# Great waste of time



## jwsvandr (Oct 4, 2008)

I am not sure where to post this so Please move this where it should go.


For those who have any interest of all in machining I found a fantastic site. 

http://techtv.mit.edu/

In the search box type in "Machine Shop" and there is a series of 10 machine shop related videos. They are professional quality and run 30-45mins each. They start out with the basics and cover both milling and lathe work. They also demonstrate how things are done not just explain them. 

Hope you enjoy them as much as I did.


----------



## jack404 (Oct 4, 2008)

Hi if anyone has the time and bandwidth i would love to get these but here is Australia its impossible even to veiw them ( on my link and budget anyway)

i have sent a email to MIT and they have replied but do not put these onto DVD but they have given me the direct download URL's if anyone can download these. 

i am happy to pay for your time effort and postage to Australia or trade tools materials plans anything within reason i have or can get you may wish from here.

MIT ask that the videos stay as they are with all credits etc. ( copyright free to use but must stay with the credits etc)

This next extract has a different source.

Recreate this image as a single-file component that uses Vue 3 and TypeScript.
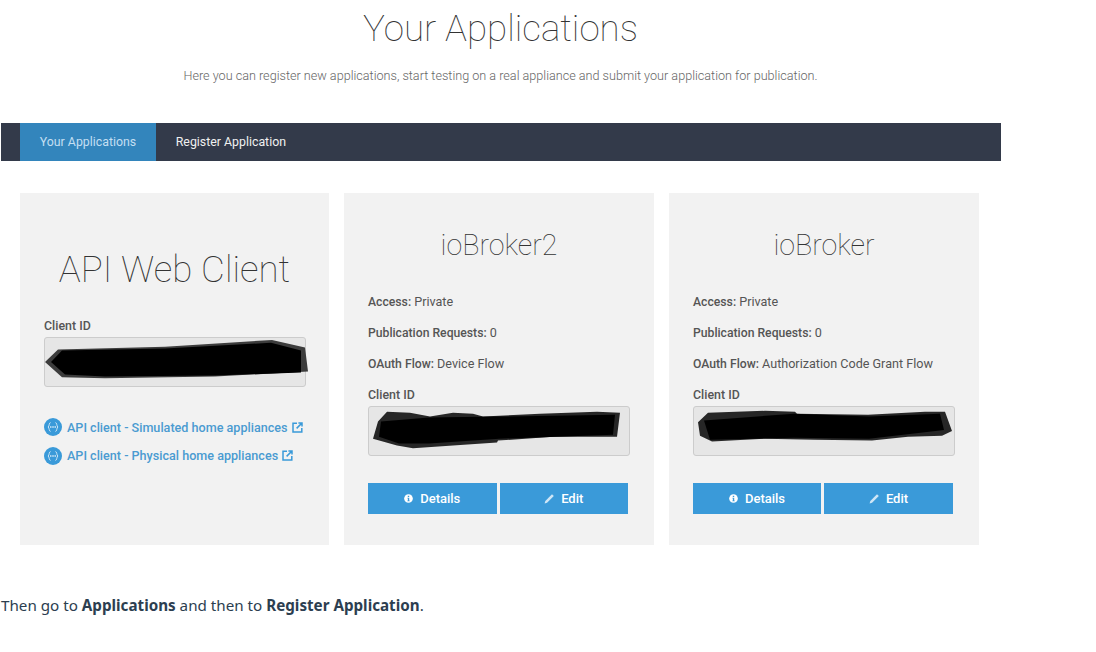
<script setup lang="ts">
interface AppCard {
  name: string
  flow: string
  blot: string
  blot2: string
}

const apps: AppCard[] = [
  {
    name: 'ioBroker2',
    flow: 'Device Flow',
    blot: 'M4 33 L9 15 L18 5 L41 6 L61 10 L84 6 L104 7 L114 10 L171 7 L228 5 L251 6 L248 31 L184 31 L129 35 L128 37 L84 40 L44 43 L28 40 Z',
    blot2: 'M10 31 L12 15 L60 11 L130 10 L246 8 L244 29 L130 33 L60 38 L30 38 Z'
  },
  {
    name: 'ioBroker',
    flow: 'Authorization Code Grant Flow',
    blot: 'M4 16 L14 6 L71 4 L101 5 L103 7 L174 8 L231 5 L251 5 L258 25 L248 30 L214 31 L178 35 L121 34 L71 33 L18 36 L6 30 Z',
    blot2: 'M10 14 L100 7 L175 10 L246 7 L250 24 L175 33 L100 32 L16 34 Z'
  }
]

const links: string[] = [
  'API client - Simulated home appliances',
  'API client - Physical home appliances'
]
</script>

<template>
  <div class="page">
    <section class="panel">
      <header class="head">
        <h1>Your Applications</h1>
        <p>Here you can register new applications, start testing on a real appliance and submit your application for publication.</p>
      </header>

      <nav class="tabs">
        <a class="tab active">Your Applications</a>
        <a class="tab">Register Application</a>
      </nav>

      <div class="cards">
        <article class="card">
          <h2 class="big">API Web Client</h2>
          <div class="label first">Client ID</div>
          <div class="idbox">
            <svg class="blot" viewBox="0 0 262 50" preserveAspectRatio="none">
              <path d="M0 25 L13 12 L120 9 L227 2 L260 10 L263 35 L170 40 L60 42 L17 41 Z" fill="#3c3c3c" />
              <path d="M6 25 L17 13 L120 11 L226 5 L256 13 L256 36 L170 39 L60 40 L20 38 Z" fill="#000" />
            </svg>
          </div>
          <ul class="links">
            <li v-for="text in links" :key="text">
              <svg class="bubble" viewBox="0 0 18 18">
                <circle cx="9" cy="9" r="9" fill="#3a9ad9" />
                <path d="M6.6 4.6 C4.8 4.6 5.6 8 4.1 9 C5.6 10 4.8 13.4 6.6 13.4 M11.4 4.6 C13.2 4.6 12.4 8 13.9 9 C12.4 10 13.2 13.4 11.4 13.4" fill="none" stroke="#cfe6f6" stroke-width="1" />
                <circle cx="6.8" cy="9" r=".8" fill="#fff" />
                <circle cx="9" cy="9" r=".8" fill="#fff" />
                <circle cx="11.2" cy="9" r=".8" fill="#fff" />
              </svg>
              <span>{{ text }}</span>
              <svg class="ext" viewBox="0 0 11 11">
                <path d="M5 1.2 H1 V10 H9.8 V6 M6.4 1 H10 V4.6 M10 1 L4.6 6.4" fill="none" stroke="#3a9ad9" stroke-width="1.5" />
              </svg>
            </li>
          </ul>
        </article>

        <article v-for="app in apps" :key="app.name" class="card">
          <h2 class="small">{{ app.name }}</h2>
          <p class="row"><b>Access:</b> Private</p>
          <p class="row"><b>Publication Requests:</b> 0</p>
          <p class="row"><b>OAuth Flow:</b> {{ app.flow }}</p>
          <div class="label">Client ID</div>
          <div class="idbox">
            <svg class="blot" viewBox="0 0 262 50" preserveAspectRatio="none">
              <path :d="app.blot" fill="#262626" />
              <path :d="app.blot2" fill="#000" />
            </svg>
          </div>
          <div class="actions">
            <button type="button">
              <svg class="ico" viewBox="0 0 10 10">
                <circle cx="5" cy="5" r="4.8" fill="#fff" />
                <path d="M4.2 2 H5.8 V3.4 H4.2 Z M3.8 4.2 H5.8 V7.2 H6.3 V8.1 H3.8 V7.2 H4.3 V5.1 H3.8 Z" fill="#3a9ad9" />
              </svg>
              Details
            </button>
            <button type="button">
              <svg class="ico pen" viewBox="0 0 11 11">
                <path d="M0.6 10.4 L1.3 7.9 L8 1.2 L9.8 3 L3.1 9.7 Z" fill="#cfe6f6" />
              </svg>
              Edit
            </button>
          </div>
        </article>
      </div>
    </section>

    <p class="after">Then go to <strong>Applications</strong> and then to <strong>Register Application</strong>.</p>
  </div>
</template>

<style scoped>
.page {
  width: 1096px;
  height: 652px;
  overflow: hidden;
  background: #fff;
  font-family: Roboto, "Liberation Sans", sans-serif;
}
.panel {
  width: 1001px;
}
.head {
  height: 123px;
  padding-top: 8px;
  box-sizing: border-box;
  text-align: center;
}
.head h1 {
  margin: 0;
  font-size: 36.7px;
  line-height: 42px;
  font-weight: 100;
  color: #333;
}
.head p {
  margin: 18px 0 0;
  font-size: 12.63px;
  line-height: 16px;
  font-weight: 300;
  color: #666;
}
.tabs {
  display: flex;
  height: 38px;
  margin-left: 1px;
  padding-left: 19px;
  background: #333a4a;
}
.tab {
  padding: 0 19.75px;
  font-size: 12.35px;
  line-height: 38px;
  color: #f0f0f0;
}
.tab.active {
  background: #3385bc;
  color: #c4dff2;
}
.cards {
  display: grid;
  grid-template-columns: 309px 310px 310px;
  column-gap: 15px;
  height: 352px;
  margin: 32px 0 0 20px;
}
.card {
  padding: 0 24px;
  background: #f2f2f2;
  color: #555;
  font-size: 12.4px;
}
.big {
  margin: 0;
  padding-top: 56px;
  font-size: 36.7px;
  line-height: 42px;
  font-weight: 100;
  text-align: center;
  color: #333;
}
.small {
  margin: 0 0 34px;
  padding-top: 36px;
  font-size: 28.6px;
  line-height: 32px;
  font-weight: 100;
  text-align: center;
  color: #333;
}
.row {
  margin: 0 0 17px;
  font-size: 12.6px;
  line-height: 14px;
  font-weight: 400;
}
.row b {
  font-size: 12.2px;
  font-weight: 500;
}
.label {
  margin-bottom: 4px;
  font-weight: 500;
  line-height: 14px;
}
.label.first {
  margin-top: 28px;
}
.idbox {
  box-sizing: border-box;
  width: 262px;
  height: 50px;
  background: #e6e6e6;
  border: 1px solid #ccc;
  border-radius: 3px;
}
.blot {
  display: block;
  width: 262px;
  height: 48px;
  overflow: visible;
}
.links {
  margin: 30px 0 0;
  padding: 0;
  list-style: none;
}
.links li {
  display: flex;
  align-items: center;
  height: 20px;
  margin-bottom: 8.5px;
  color: #4a9bd1;
  font-size: 12.6px;
  font-weight: 500;
}
.bubble {
  width: 18px;
  height: 18px;
  margin-right: 5px;
}
.ext {
  width: 11px;
  height: 11px;
  margin-left: 4px;
}
.actions {
  display: flex;
  gap: 3px;
  margin-top: 27px;
  width: 260px;
}
.actions button {
  flex: 1;
  display: flex;
  align-items: center;
  justify-content: center;
  height: 31px;
  padding: 0;
  border: 0;
  background: #3a9ad9;
  color: #fff;
  font-family: Roboto, "Liberation Sans", sans-serif;
  font-size: 13px;
  font-weight: 500;
}
.card:last-child .actions button:first-child {
  flex: 0 0 128px;
}
.ico {
  width: 9px;
  height: 9px;
  margin-right: 7px;
}
.ico.pen {
  width: 11px;
  height: 11px;
  margin-right: 6px;
}
.after {
  margin: 50px 0 0 1px;
  font-family: "Noto Sans", "Open Sans", sans-serif;
  font-size: 15.2px;
  line-height: 20px;
  color: #2c3e50;
}
.after strong {
  font-weight: 700;
}
</style>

the URL's for diect downloading to your PC are

Milling

http://techtv.mit.edu/file/get/Ehs_tech-MachineShop4812.wmv
http://techtv.mit.edu/file/get/Ehs_tech-MachineShop5419.wmv
http://techtv.mit.edu/file/get/Ehs_tech-MachineShop6656.wmv
http://techtv.mit.edu/file/get/Ehs_tech-MachineShop7338.wmv

Lathe work

http://techtv.mit.edu/file/get/Ehs_tech-MachineShop8833.wmv
http://techtv.mit.edu/file/get/Ehs_tech-MachineShop9550.wmv
http://techtv.mit.edu/file/get/Ehs_tech-MachineShop10458.wmv

again these are not small files with some being 131 Mb

if anyone is able to do this please let me know

Thank you all!

jack


----------



## JMe (Oct 5, 2008)

Hi Jack,
you may count on me, send me your private address by PM
Regards
Jacques


----------



## Dhow Nunda wallah (Oct 5, 2008)

G'day all.
I'm also in Oz and would certainly be interested.
Maybe we can do a "samizdat" deal?
All credits, etc, preserved.

Rgds, Lin


----------



## jack404 (Oct 5, 2008)

G'day Lin

Jacques is in Belgium so when they rock up here i'll rip 'em through the gadget and send you and any other 
folks down this way ( OZ , NZ) a set, save on him going broke on postage, 

and to top it off he ( Jacques ) does not want anything in return!! what a top bloke!!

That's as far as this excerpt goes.